Jamie Flam, owner and artistic director of Dynasty Typewriter, said the film’s Western narrative led them to join forces with other businesses in their traditionally Hispanic neighborhood. The mariachi performers were from the nearby restaurant La Fonda, one of the oldest mariachi dinner-theater venues in the world, he said. Mama’s International Tamales catered the event and the puppeteers came from the Bob Baker Marionette Theater, a Downtown Los Angeles Historic-Cultural Monument that opened in 1963.
In addition to successfully collaborating with the Westlake community, Flam said the screening partly served as his birthday celebration. He saw “¡Three Amigos!” as a child in 1986 and the nostalgic film is one of his all-time favorites, he said.
“(The film includes) three of my favorite comedy actors, in their prime, (and it’s) just great comedy writing,” Flam said. “Definitely an enchanting, magical visit to a different time.”
Flam clearly wasn’t the only attendee with a special connection to “¡Three Amigos!,” as a majority of the audience sang along to the film’s musical segments. Attendee Bryson Wallace was invited onstage during the pre-show sing-with-the-band segment and was given a sweater for his participation – referencing a scene where the villainous El Guapo (Alfonso Arau)giddily receives the same gift from his fellow bandits.
Wallace said he has seen “¡Three Amigos!” over 40 times, but was unaware of the film’s wider cult following, as he only ever shared his love for the film with his family. Watching the movie in a theater was different than watching it at home, Wallace said, as the film’s absurdist humor drew surprising giggles from the receptive audience. He cited, in particular, a scene where the three amigos share a drawn-out laugh about a “male plane” versus a “mail plane.”

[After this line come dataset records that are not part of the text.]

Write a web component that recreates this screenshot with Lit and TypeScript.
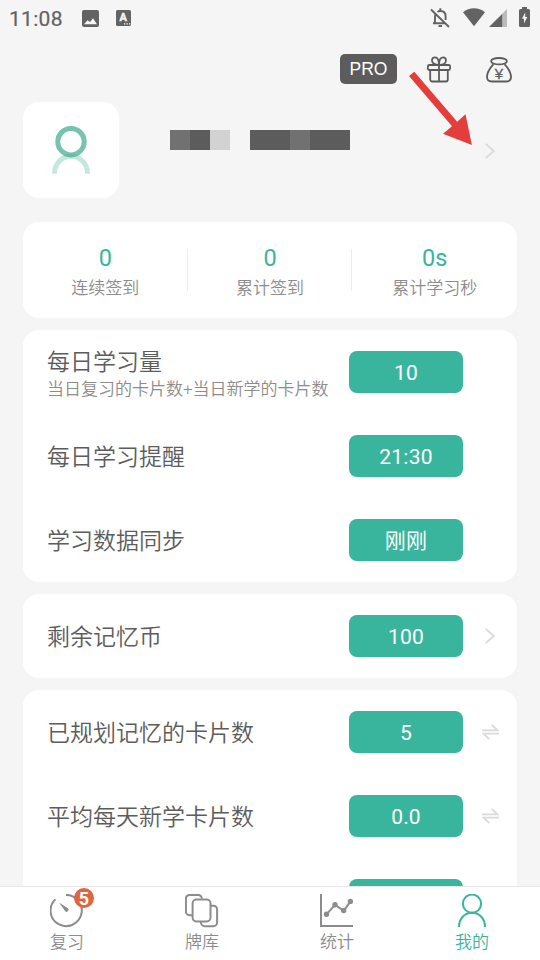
import { css, html, LitElement, svg } from 'lit';
import type { TemplateResult } from 'lit';
import { customElement, property } from 'lit/decorators.js';
import { classMap } from 'lit/directives/class-map.js';

interface Setting {
    label: string;
    note?: string;
    value: string;
    trailing?: 'more' | 'swap';
}

interface Tab {
    label: string;
    icon: TemplateResult;
    badge?: string;
    active?: boolean;
}

const stats = [
    { value: '0', label: '连续签到' },
    { value: '0', label: '累计签到' },
    { value: '0s', label: '累计学习秒' },
];

const groups: Setting[][] = [
    [
        { label: '每日学习量', note: '当日复习的卡片数+当日新学的卡片数', value: '10' },
        { label: '每日学习提醒', value: '21:30' },
        { label: '学习数据同步', value: '刚刚' },
    ],
    [
        { label: '剩余记忆币', value: '100', trailing: 'more' },
    ],
    [
        { label: '已规划记忆的卡片数', value: '5', trailing: 'swap' },
        { label: '平均每天新学卡片数', value: '0.0', trailing: 'swap' },
        { label: '', value: '' },
    ],
];

const tabs: Tab[] = [
    {
        label: '复习',
        badge: '5',
        icon: svg`
            <path d="M16 .9A15.6 15.6 0 1 1 5.4 5.2"/>
            <path class="solid" d="M9 8.6L17.9 14.2A2 2 0 0 1 15.2 17.3Z"/>`,
    },
    {
        label: '牌库',
        icon: svg`
            <path d="M7 21.2H4.6a3.7 3.7 0 0 1-3.7-3.7V4.6A3.7 3.7 0 0 1 4.6.9h8.5a3.7 3.7 0 0 1 3.7 3.7"/>
            <rect x="7.6" y="5.5" width="17.9" height="21.9" rx="3.7"/>
            <path d="M16 27.8v.7a3.7 3.7 0 0 0 3.7 3.7h8.7a3.7 3.7 0 0 0 3.7-3.7V15.4a3.7 3.7 0 0 0-3.7-3.7h-2.5"/>`,
    },
    {
        label: '统计',
        icon: svg`
            <path d="M1 0V32H33"/>
            <path d="M6.5 20.3L15 10.8L23.7 16.8L30.4 7.3"/>
            <g class="solid">
                <circle cx="6.5" cy="20.3" r="2.7"/>
                <circle cx="15" cy="10.8" r="2.7"/>
                <circle cx="23.7" cy="16.6" r="2.7"/>
                <circle cx="30.4" cy="7.4" r="2.7"/>
            </g>`,
    },
    {
        label: '我的',
        active: true,
        icon: svg`
            <circle cx="17" cy="9.7" r="9.1"/>
            <path d="M4 33C4 24.5 9.5 18.8 17 18.8S30 24.5 30 33"/>`,
    },
];

@customElement('status-bar')
export class StatusBar extends LitElement {

    static styles = css`
            :host {
                display: flex;
                align-items: flex-start;
                height: 36px;
                padding: 7px 10px 0 9px;
                box-sizing: border-box;
                color: #636363;
            }
            svg {
                display: block;
                fill: currentColor;
            }
            .time {
                width: 73px;
                font-size: 21px;
                line-height: 24px;
                letter-spacing: .3px;
                -webkit-text-stroke: .2px currentColor;
            }
            .picture {
                margin: 3px 17px 0 0;
            }
            .keyboard {
                margin-top: 3px;
            }
            .letter {
                font: bold 11px Roboto, sans-serif;
                fill: #f5f5f5;
                stroke: #f5f5f5;
                stroke-width: .4;
            }
            .spacer {
                flex: 1;
            }
            .bell {
                margin-right: 13px;
                fill: none;
                stroke: currentColor;
                stroke-width: 1.9;
            }
            .wifi {
                margin: 1px 4px 0 0;
            }
            .signal {
                margin: 2px 12px 0 0;
            }
            `;

    render() {
        return html`
            <div class="time">11:08</div>
            <svg class="picture" width="17" height="17" viewBox="0 0 17 17">
                <path fill-rule="evenodd" d="M2 0h13a2 2 0 0 1 2 2v13a2 2 0 0 1-2 2H2a2 2 0 0 1-2-2V2a2 2 0 0 1 2-2ZM2 14.3h13l-4-6-3 3.8L5.5 10.2Z"/>
            </svg>
            <svg class="keyboard" width="15" height="16" viewBox="0 0 15 16">
                <rect width="15" height="16" rx="1.5"/>
                <text class="letter" x="7.3" y="11.3" text-anchor="middle">A</text>
                <path fill="#f5f5f5" d="M8 13.3h1.3v1.3H8zM10.5 13.3h1.3v1.3h-1.3zM13 13.3h1.3v1.3H13z"/>
            </svg>
            <div class="spacer"></div>
            <svg class="bell" width="20" height="21" viewBox="0 0 20 21">
                <path d="M1 2.5L19 20M3 16.3H14.5M5 16V9.5Q5 7.5 5.9 6.3M7.5 4.9Q8.5 4 10.5 4C14 4 15.6 6.5 15.6 9.5V13"/>
                <path d="M10.3 1.2V4M8.5 19H12"/>
            </svg>
            <svg class="wifi" width="22" height="19" viewBox="0 0 22 19">
                <path d="M0 4.2C6-1 16-1 22 4.2L11 18.3Z"/>
            </svg>
            <svg class="signal" width="18" height="18" viewBox="0 0 18 18">
                <path opacity=".4" d="M18 0V18H13.3V4.7Z"/>
                <path d="M0 18L13.3 4.7V18Z"/>
            </svg>
            <svg width="11" height="20" viewBox="0 0 11 20">
                <path fill-rule="evenodd" d="M3 0h5v2h1.5A1.5 1.5 0 0 1 11 3.5v15A1.5 1.5 0 0 1 9.5 20h-8A1.5 1.5 0 0 1 0 18.5v-15A1.5 1.5 0 0 1 1.5 2H3ZM6.2 5.5L3 11.8H5V16.5L8.3 9.9H6.2Z"/>
            </svg>
        `;
    }
}

@customElement('setting-row')
export class SettingRow extends LitElement {

    @property({type: Object})
    setting: Setting | undefined;

    static styles = css`
            :host {
                display: flex;
                align-items: center;
                height: 84px;
                padding-left: 24px;
            }
            .text {
                flex: 1;
                padding-top: 4px;
                white-space: nowrap;
            }
            .label {
                font-size: 23px;
                line-height: 28px;
                color: #5c5c5c;
            }
            .note {
                margin-top: -1px;
                font-size: 17px;
                line-height: 26px;
                color: #8c8c8c;
            }
            .label:not(:last-child) {
                padding-top: 2px;
            }
            .value {
                width: 114px;
                height: 42px;
                border-radius: 8px;
                background: #39b59d;
                color: #fff;
                font-size: 21px;
                font-weight: 400;
                line-height: 45px;
                letter-spacing: .2px;
                text-align: center;
            }
            .trailing {
                display: flex;
                justify-content: center;
                width: 54px;
            }
            svg {
                fill: none;
                stroke: #dadada;
                stroke-width: 1.8;
            }
            `;

    renderTrailing() {
        if (this.setting?.trailing === 'more') {
            return html`<svg width="10" height="16" viewBox="0 0 10 16"><path d="M.7 .8L8.8 8L.7 15.2"/></svg>`;
        }
        if (this.setting?.trailing === 'swap') {
            return html`<svg width="17" height="16" viewBox="0 0 17 16"><path d="M0 6.4H15.5L9.7 .8M17 9.6H1.5L7.3 15.2"/></svg>`;
        }
        return '';
    }

    render() {
        return html`
            <div class="text">
                <div class="label">${this.setting?.label}</div>
                ${this.setting?.note ? html`<div class="note">${this.setting.note}</div>` : ''}
            </div>
            <div class="value">${this.setting?.value}</div>
            <div class="trailing">${this.renderTrailing()}</div>
        `;
    }
}

@customElement('tab-bar')
export class TabBar extends LitElement {

    static styles = css`
            :host {
                display: flex;
                height: 74px;
                box-sizing: border-box;
                border-top: 1px solid #e8e8e8;
                background: #fff;
            }
            .tab {
                flex: 1;
                display: flex;
                flex-direction: column;
                align-items: center;
                padding-top: 7px;
                padding-right: 1px;
                color: #8c8c8c;
                font-size: 17px;
                line-height: 26px;
            }
            .active {
                color: #39b59d;
            }
            .icon {
                position: relative;
                height: 34px;
                margin-bottom: 1px;
            }
            svg {
                display: block;
                fill: none;
                stroke: currentColor;
                stroke-width: 2;
            }
            .solid {
                fill: currentColor;
                stroke: none;
            }
            .badge {
                position: absolute;
                left: 24px;
                top: -6px;
                width: 20px;
                height: 20px;
                border-radius: 50%;
                background: #dd6640;
                color: #fff;
                font-size: 18px;
                font-weight: 700;
                line-height: 22px;
                text-align: center;
            }
            `;

    render() {
        return html`
            ${tabs.map(tab => html`
                <div class=${classMap({tab: true, active: !!tab.active})}>
                    <div class="icon">
                        <svg width="34" height="34" viewBox="0 0 34 34">${tab.icon}</svg>
                        ${tab.badge ? html`<span class="badge">${tab.badge}</span>` : ''}
                    </div>
                    <div>${tab.label}</div>
                </div>
            `)}
        `;
    }
}

@customElement('app-root')
export class AppRoot extends LitElement {

    static styles = css`
            :host {
                position: relative;
                display: flex;
                flex-direction: column;
                width: 540px;
                height: 960px;
                overflow: hidden;
                background: #f5f5f5;
                font-family: Roboto, "Noto Sans CJK SC", sans-serif;
                font-weight: 400;
            }
            setting-row, tab-bar, .stat-label {
                font-weight: 350;
            }
            svg {
                display: block;
                fill: none;
                stroke: #5c5c5c;
                stroke-width: 1.8;
            }
            .toolbar {
                display: flex;
                justify-content: flex-end;
                align-items: center;
                height: 66px;
                padding-right: 28px;
                box-sizing: border-box;
            }
            .pro {
                width: 57px;
                height: 30px;
                margin-right: 30px;
                border-radius: 5px;
                background: #5c5c5c;
                color: #fff;
                font: 17.5px/31px "Liberation Sans", sans-serif;
                text-align: center;
            }
            .gift {
                margin-right: 35px;
            }
            .yen {
                font: 15px "Liberation Sans", sans-serif;
                fill: #5c5c5c;
                stroke-width: .3;
            }
            .profile {
                display: flex;
                height: 96px;
                margin: 0 23px 24px;
            }
            .avatar {
                display: flex;
                align-items: center;
                justify-content: center;
                width: 96px;
                height: 96px;
                border-radius: 16px;
                background: #fff;
            }
            .avatar svg {
                stroke: #45ab93;
                stroke-width: 5;
            }
            .name {
                flex: 1;
                display: flex;
                padding: 28px 0 0 51px;
            }
            .block {
                width: 20px;
                height: 20px;
                background: #5c5c5c;
            }
            .mid {
                background: #717171;
            }
            .pale {
                background: #d2d2d2;
            }
            .blank {
                background: none;
            }
            .profile .more {
                margin: 41px 22px 0 0;
                stroke: #dadada;
            }
            .card {
                flex: none;
                margin: 0 23px 12px;
                border-radius: 16px;
                background: #fff;
            }
            .stats {
                display: flex;
                align-items: center;
                height: 96px;
            }
            .stat {
                flex: 1;
                height: 42px;
                text-align: center;
            }
            .stat + .stat {
                box-shadow: -1px 0 #ececec;
            }
            .stat-value {
                margin-top: -5px;
                font-size: 23.5px;
                line-height: 28px;
                color: #39b59d;
            }
            .stat-label {
                margin-top: 3px;
                font-size: 17px;
                line-height: 26px;
                color: #8c8c8c;
            }
            .content {
                flex: 1;
                min-height: 0;
                overflow: hidden;
            }
            .pointer {
                position: absolute;
                left: 406px;
                top: 68px;
                fill: #e33e3c;
                stroke: none;
            }
            `;

    render() {
        return html`
            <status-bar></status-bar>
            <div class="toolbar">
                <div class="pro">PRO</div>
                <svg class="gift" width="24" height="27" viewBox="0 0 24 27">
                    <rect x=".9" y="9" width="22.2" height="5" rx="1.5"/>
                    <path d="M3.2 14V23.5a2 2 0 0 0 2 2H18.8a2 2 0 0 0 2-2V14M12 9V25.5"/>
                    <path d="M12 9C8.500 9 5 7.5 5 4.5C5 2.5 6.3 1.3 8.1 1.3C10.7 1.3 12 4.5 12 9C12 4.5 13.3 1.3 15.900 1.3C17.7 1.3 19 2.5 19 4.5C19 7.5 15.5 9 12 9"/>
                </svg>
                <svg width="26" height="27" viewBox="0 0 26 27">
                    <ellipse cx="13" cy="5.2" rx="7.9" ry="3.2"/>
                    <path d="M7.5 8.2C4.5 11.5 1 17 1 21C1 24 3 25.5 6 25.5H20C23 25.5 25 24 25 21C25 17 21.5 11.5 18.5 8.2"/>
                    <text class="yen" x="13" y="22.6" text-anchor="middle">¥</text>
                </svg>
            </div>
            <div class="profile">
                <div class="avatar">
                    <svg width="40" height="50" viewBox="0 0 40 50">
                        <circle cx="20" cy="16.7" r="13.2" opacity=".73"/>
                        <path d="M3.6 48.8V47.6A16.4 16.4 0 0 1 36.4 47.6V48.8" opacity=".3"/>
                    </svg>
                </div>
                <div class="name">
                    ${['mid', '', 'pale', 'blank', '', '', 'mid', '', ''].map(tone => html`<span class="block ${tone}"></span>`)}
                </div>
                <svg class="more" width="10" height="16" viewBox="0 0 10 16"><path d="M.7 .8L8.8 8L.7 15.2"/></svg>
            </div>
            <div class="content">
                <div class="card stats">
                    ${stats.map(stat => html`
                        <div class="stat">
                            <div class="stat-value">${stat.value}</div>
                            <div class="stat-label">${stat.label}</div>
                        </div>
                    `)}
                </div>
                ${groups.map(group => html`
                    <div class="card">
                        ${group.map(setting => html`<setting-row .setting=${setting}></setting-row>`)}
                    </div>
                `)}
            </div>
            <tab-bar></tab-bar>
            <svg class="pointer" width="68" height="80" viewBox="406 68 68 80">
                <path d="M409 76L414.3 71.7L457.2 121.8L465.5 114.3L471.9 145L443 133.8L452 126.3Z"/>
            </svg>
        `;
    }
}
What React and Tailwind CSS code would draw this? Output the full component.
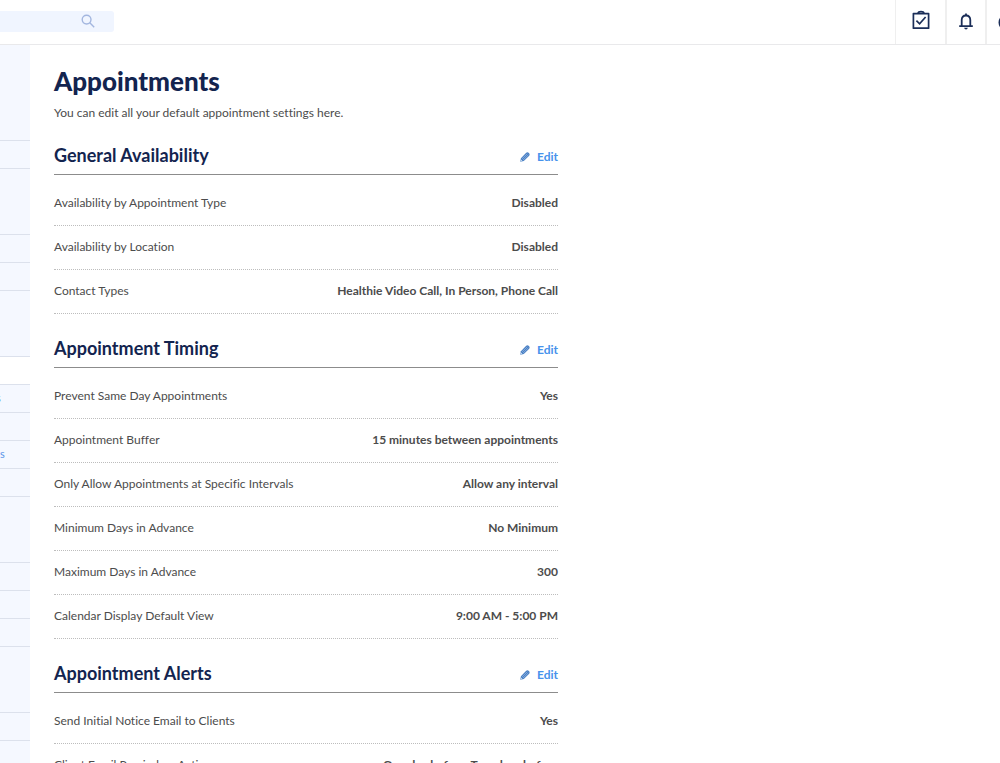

“That joke was probably the most extended laugh of the (screening) and it was so good because when you watch it at home, that (moment) does not land,” Wallace said.
Wallace unintentionally outlined another rule of cult classics. Rule No. 9 is geared specifically toward cult comedies like “¡Three Amigos!,” which receive mixed reviews upon release but are now lauded as classics.
Unofficial cult movie screening rule No. 9: If you’re watching a cult comedy, don’t expect all the jokes to immediately resonate with you.
Much of “¡Three Amigos!” is a hilarious romp, including pratfalls off high buildings and overwrought gunfights between the three stars and El Guapo’s gang. That being said, there are also dumb jokes that inspire groans or awkward chuckles, which could be what elevates the film to its cult status. The goofy punchlines are easily repeatable and, if you’ve seen the film many times over, those silly sayings or songs tie the fandom together, creating a shared vernacular about the movie.
It’s also worth mentioning that the film’s 1980s context features broad characterizations of Mexican bandits that could be considered problematic today. That being said, because every character in the film is an over-the-top caricature, the film’s comedy leans heavily on the buffoonery of the three amigos themselves for laughs, rather than on stereotypes. I was surprised by how much I laughed at the film and how sweetly it ended, with the main stars learning to do good despite their terrible incompetence.
The audience clapped and whooped as credits rolled over Martin, Chase and Short riding off into the sunset. For Vanessa Ragland, Dynasty Typewriter’s other artistic director, the film’s theme of friendship, combined with its infectious silliness, is what draws attendees back to a screening over 30 years later.
“(‘¡Three Amigos!’ is) like smart slapstick,” Ragland said. “It’s a really clever script, but it’s still physically silly. It’s a contagious, happy movie. … You can’t help but love it.”